Una operazione che finirebbe su tutti TG nazionali, la cui paternità sarebbe attribuita proprio a Gratteri, ed un fallimento come prima uscita “pubblica” di un certo livello della DDA a sua direzione, non se lo può permettere. Che a suo dire è quello che aspettano i suoi tanti nemici. Quelli che lo volevano a Catanzaro ma solo per metterlo in difficoltà. Per macchiare la sua fama. Fargli fare l’operazione e poi sputtanarlo davanti ai collegi terzi, magari accriccati.
Su quale base il dottor Gratteri abbia ritenuto sbagliata l’inchiesta su Cosenza non è dato sapere. I maligni come me pensano ad un “appattaggio” dopo l’ennesima fuga di notizie, senza conseguenza per le talpe che operano indisturbate negli uffici della DDA, sul deputato del PD affiliato al clan Muto. E la reprimenda al dottor Bruni è solo una scusa per giustificare “l’annullamento” dell’inchiesta su Cosenza.
Pare che il dottor Gratteri abbia ordinato a Bruni di rifare tutto il lavoro daccapo. Un ordine che, alla luce dei fatti, sarà impossibile portare avanti. Perché di questa inchiesta si sa tutto e cosa dovrebbe “rivedere” il dottor Bruni non si capisce. I possibili imputati sono tutti al corrente di questa inchiesta e non si “presteranno” certo di nuovo a farsi intercettare da Bruni per ”riverificare” le loro responsabilità.
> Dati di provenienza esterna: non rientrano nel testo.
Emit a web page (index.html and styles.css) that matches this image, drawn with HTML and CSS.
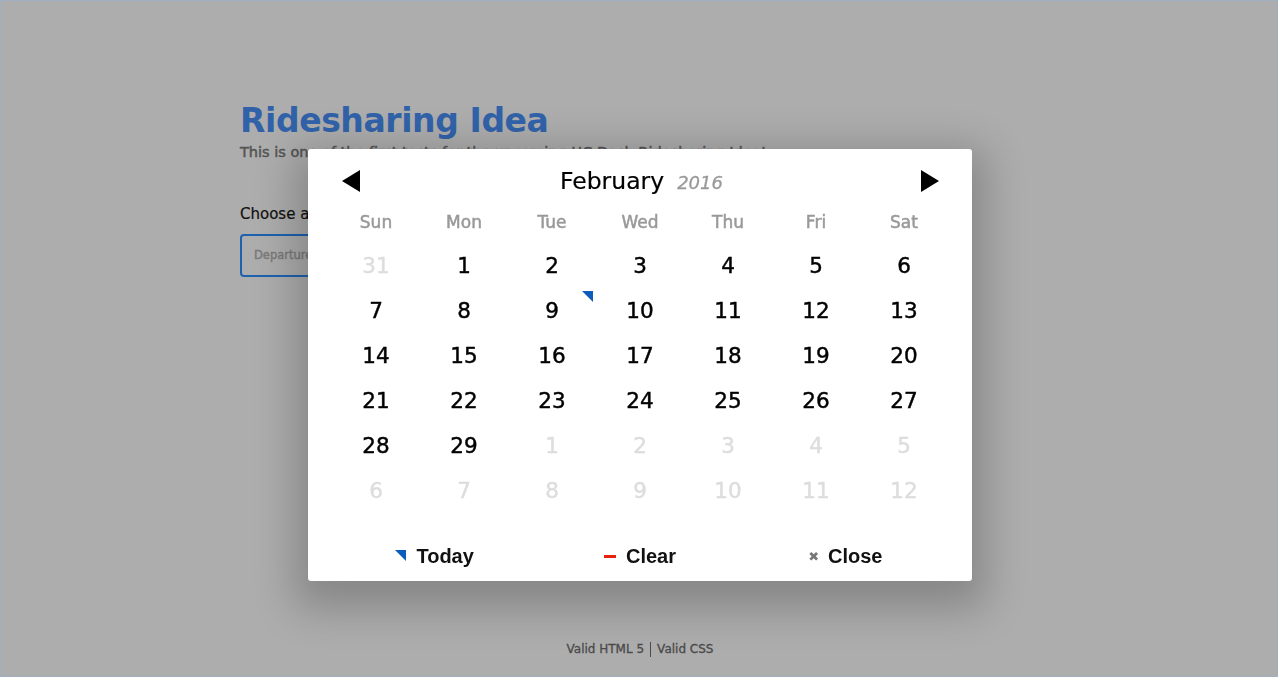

Una scusa bella e buona quella di Gratteri che non può certo raccontare la verità, cioè di aver ricevuto pressioni da pezzotti politici di un certo calibro legati ai servizi segreti che gli hanno ordinato di bloccare questa inchiesta. Infatti quella di rifare l’indagine è solo un modo per dire a Bruni: il tuo lavoro qui è finito. Con buona pace di chi pensava, come me, che Gratteri fosse al di sopra di tutto questo. Ma bisogna prendere atto che nessuno è immune al potere politico/massonico/mafioso. Neanche Gratteri, e così sia.